We’ve designed and implemented dual-platform architectures for clients where the workload requirements genuinely demand both. The pattern typically looks like this: Databricks serves as the data engineering and data science layer, handling ingestion, transformation, feature engineering, and model training on the lakehouse. Snowflake serves as the analytics and BI layer, providing the performant, governed SQL interface that business users and analysts consume.
This isn’t redundancy — it’s specialization. The cost of running both platforms is often lower than the cost of forcing one platform to do everything poorly.
When dual-platform makes sense:
Your data science team needs GPU clusters, streaming, and Python-native workflows (Databricks), while your analytics team needs fast SQL queries, BI tool integrations, and data sharing (Snowflake). You have a data lakehouse strategy for raw and semi-structured data, but your finance and executive teams need structured reporting with enterprise governance.
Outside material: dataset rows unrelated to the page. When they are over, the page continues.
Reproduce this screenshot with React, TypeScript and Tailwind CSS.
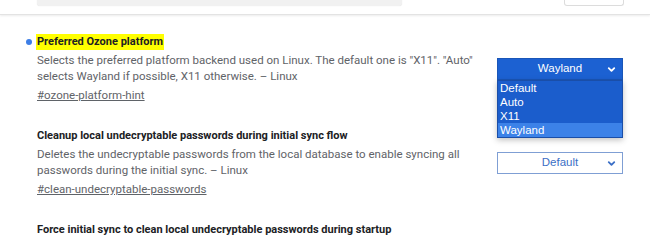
import { ChevronDown } from "lucide-react";

type Flag = {
  title: string;
  desc: string;
  link?: string;
  highlight?: boolean;
  value?: string;
  open?: boolean;
};

const FLAGS: Flag[] = [
  {
    title: "Preferred Ozone platform",
    desc: "Selects the preferred platform backend used on Linux. The default one is \"X11\". \"Auto\" selects Wayland if possible, X11 otherwise. – Linux",
    link: "#ozone-platform-hint",
    highlight: true,
    value: "Wayland",
    open: true,
  },
  {
    title: "Cleanup local undecryptable passwords during initial sync flow",
    desc: "Deletes the undecryptable passwords from the local database to enable syncing all passwords during the initial sync. – Linux",
    link: "#clean-undecryptable-passwords",
    value: "Default",
  },
  {
    title: "Force initial sync to clean local undecryptable passwords during startup",
    desc: "",
  },
];

const OPTIONS = ["Default", "Auto", "X11", "Wayland"];

const Select = ({ value, open }: { value: string; open?: boolean }) => (
  <div className="relative w-[126px] shrink-0 font-['Liberation_Sans',Arial,sans-serif]">
    {open ? (
      <div className="h-[22px] bg-[#1c61d2] border border-[#1a56b8] text-white text-[11.5px] flex items-center justify-center relative">
        {value}
        <ChevronDown className="absolute right-[5px] top-[5px] w-[11px] h-[11px]" strokeWidth={4} />
      </div>
    ) : (
      <div className="h-[22px] bg-white border border-[#7f9fd4] text-[#3b6fc6] text-[11.5px] flex items-center justify-center relative">
        {value}
        <ChevronDown className="absolute right-[5px] top-[5px] w-[11px] h-[11px]" strokeWidth={4} />
      </div>
    )}
    {open && (
      <ul className="absolute left-0 top-[22px] w-full bg-[#1b5dcc] border border-[#1a4ea8] shadow-[0_2px_6px_rgba(0,0,0,0.25)] z-10">
        {OPTIONS.map((o) => (
          <li
            key={o}
            className={`h-[14px] leading-[14px] pl-[2px] text-[11.5px] text-white ${o === value ? "bg-[#3c82e8]" : ""}`}
          >
            {o}
          </li>
        ))}
      </ul>
    )}
  </div>
);

export default function App() {
  return (
    <div className="w-[650px] h-[237px] overflow-hidden bg-white font-['Roboto','Liberation_Sans',sans-serif]">
      <header className="h-[15px] flex items-start pl-[37px] pr-[26px] border-b border-[#e3e3e3] shadow-[0_1px_2px_rgba(0,0,0,0.08)]">
        <div className="w-[365px] h-[6px] bg-[#f1f1f1] rounded-b-[3px] shadow-[0_0_1px_rgba(0,0,0,0.15)]" />
        <div className="ml-auto w-[60px] h-[6px] bg-white border border-t-0 border-[#dcdcdc] rounded-b-[3px]" />
      </header>

      <div className="flex flex-col pt-[19px]">
        {FLAGS.map((f) => (
          <div key={f.title} className="flex items-center pl-[37px] pr-[27px] h-[94px] shrink-0">
            <div className="w-[440px] self-start">
              <div className="flex items-center h-[16px] -ml-[11px]">
                <span className={`w-[6px] h-[6px] rounded-full mr-[5px] ${f.highlight ? "bg-[#3d7ee6]" : "bg-transparent"}`} />
                <h2 className={`text-[11px] font-bold text-[#202124] leading-[16px] ${f.highlight ? "bg-[#ffff00] px-[1px] -ml-[1px]" : ""}`}>
                  {f.title}
                </h2>
              </div>
              {f.desc && (
                <p className="text-[11.5px] leading-[16px] text-[#5f6368] mt-[2px]">{f.desc}</p>
              )}
              {f.link && (
                <a className="block mt-[3px] text-[11.5px] leading-[16px] text-[#5f6368] underline">{f.link}</a>
              )}
            </div>
            {f.value && (
              <div className="ml-auto -mt-[25px]">
                <Select value={f.value} open={f.open} />
              </div>
            )}
          </div>
        ))}
      </div>
    </div>
  );
}
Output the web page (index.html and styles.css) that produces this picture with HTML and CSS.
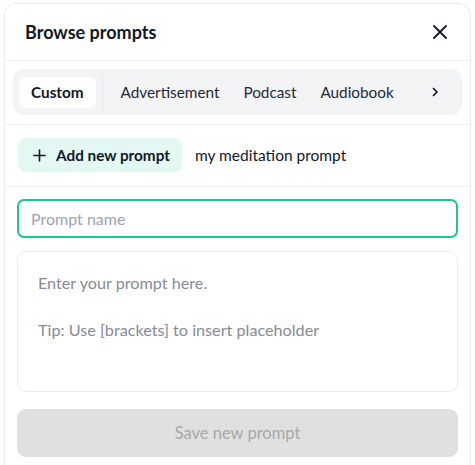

You’re migrating from a legacy warehouse and want to modernize your engineering layer without disrupting existing BI dashboards.
The key to making a dual-platform architecture work is clear data contracts, consistent governance (both platforms now support Apache Iceberg as a bridge format), and a consulting partner who understands both ecosystems well enough to avoid unnecessary duplication.
The Blue Orange Decision Framework
After dozens of platform selection engagements, we’ve distilled the decision into five questions. Your answers will point you toward the right architecture.
Question 1: What is your primary workload?
If it’s machine learning, data science, or complex data engineering → lean Databricks. If it’s SQL analytics, BI reporting, or data sharing → lean Snowflake. If it’s both → consider a dual-platform architecture.
Question 2: How much of your data is unstructured or semi-structured?
If more than 40% of your data is unstructured (documents, images, logs, JSON) → Databricks’ lakehouse architecture handles this natively. If your data is predominantly structured and tabular → Snowflake’s columnar warehouse excels.
Question 3: Do you need real-time or streaming analytics?
If yes → Databricks’ native Spark Streaming and event-driven pipelines are significantly more mature. Snowflake’s streaming capabilities (Snowpipe Streaming, dynamic tables) are improving but still more limited for complex streaming use cases.
Question 4: How mature is your team’s engineering capability?
If you have experienced data engineers and data scientists comfortable with Python, Spark, and infrastructure → Databricks gives them more power and flexibility. If your team is SQL-first with less infrastructure experience → Snowflake’s managed environment reduces operational burden.
Question 5: Is vendor lock-in a strategic concern?
If yes → Databricks’ open-format approach (Delta Lake, Iceberg, Parquet on your cloud storage) gives you more portability. Snowflake stores data in a proprietary internal format, though Iceberg support has reduced this concern. Evaluate how important data portability is relative to ease of use.
Cost Comparison: DBUs vs. Credits
Both platforms use consumption-based pricing, but the mechanics differ in ways that significantly impact total cost of ownership.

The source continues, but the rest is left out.